Government-dictated price for natural gas produced by companies such as ONGC is likely to inch up marginally to USD 1.82 next week while the same for difficult fields like one operated by Reliance-BP may fall below USD 4, sources said.
The price of gas, which is used to generate electricity, make fertiliser and convert into CNG for automobiles and cooking gas for households, is due for a bi-annual revision next week.
The rates paid for gas produced from fields given to Oil and Natural Gas Corporation (ONGC) and Oil India Ltd (OIL) are most likely to go up to USD 1.82 per million British thermal unit for six month period beginning April 1 from a decade low of USD 1.79 currently, two people aware of the matter said.
Simultaneously, the price for gas produced from difficult fields such as deepsea, which is based on a different formula, is likely to fall below USD 4 per mmBtu from the current price of USD 4.06.
This is the maximum price that Reliance Industries Ltd and its partner BP plc are entitled to for gas they produced from deepsea blocks they won under New Exploration Licensing Policy (NELP).
While the government sets the price of gas produced by ONGC from fields given to it on a nomination basis, it bi-annually announces a cap or maximum price that operators who won exploration acreage under NELP can get.
The operators are supposed to do a market price discovery by seeking bids from users but that rate is subject to the price ceiling announced by the government, they said.
Reliance-BP had in recent price discovery for new gas from their Krishna Godavari basin block, got rates of over USD 6 per mmBtu but they would get less than USD 4 as per the pricing formula.
Natural gas price is set every six months -- on April 1 and October 1 -- each year based on rates prevalent in surplus nations such as the US, Canada and Russia.
At the last revision, the price was cut by 25 per cent to USD 1.79 per mmBtu for six months beginning October 1 from USD 2.39. This is the third straight reduction in rate in one year. The price was cut by a steep 26 per cent to USD 2.39 in April last year.
The rate paid to producers of new gas from difficult fields such as deepsea was cut to USD 4.06 per mmBtu from USD 5.61.
The rate from October 1 is equivalent to the price paid to ONGC and Oil India Ltd (OIL) prior to May 2020 when formula-based pricing was first introduced.
ONGC, sources said, had posted Rs 4,272 crore loss on gas business in 2017-18, which is likely to widen to over Rs 6,000 crore in the current fiscal (April 2020 to March 2021), they said.
ONGC has been incurring losses on the 65 million standard cubic meters per day of gas it produces from domestic fields shortly after the government in November 2014 introduced a new gas pricing formula that had "inherent limitations" as it was based on pricing hubs of gas surplus countries such as the US, Canada, and Russia.

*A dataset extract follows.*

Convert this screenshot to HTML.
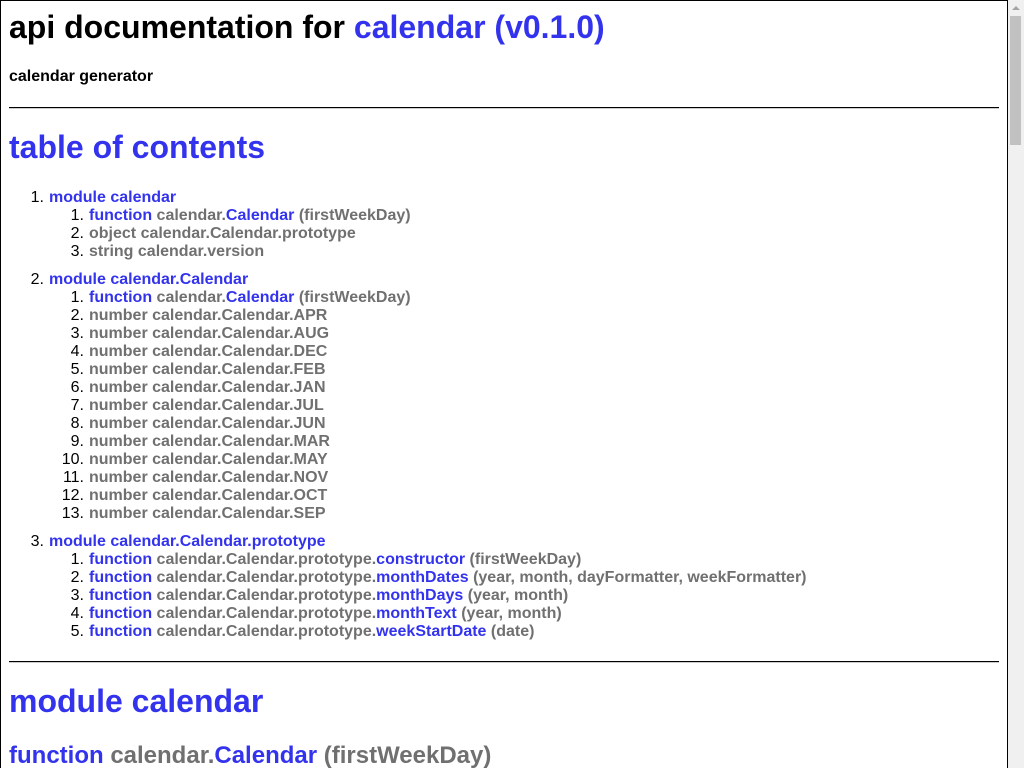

Sources said ONGC in a recent communique to the government has stated that the break-even price to produce gas from new discoveries was in the range of USD 5-9 per mmBtu.
In May 2010, the government had raised the rate of gas sold to power and fertiliser firms from USD 1.79 per mmBtu to USD 4.20. ONGC and OIL got USD 3.818 per mmBtu price for the gas they produced from fields given to them on a nomination basis and after adding a 10 per cent royalty, the fuel cost USD 4.20 per mmBtu for consumers.
The Congress-led UPA had approved a new pricing formula for implementation in 2014 that would have raised the rates but the BJP-led government scrapped it and brought a new formula.
The new formula takes into account the volume-weighted annual average of the prices prevailing in Henry Hub (US), National Balancing Point (the UK), Alberta (Canada), and Russia with a lag of one-quarter. Prices are set every six months — on April 1 and October 1 each year.
The rate at the first revision, using the new formula, came to USD 5.05 but in the subsequent six-monthly reviews kept falling till it touched USD 2.48 for April 2017 to September 2017 period.
Subsequently, it rose to USD 3.69 in April 2019-September 2019 before being cut by 12.5 per cent in October 2019 to USD 3.23.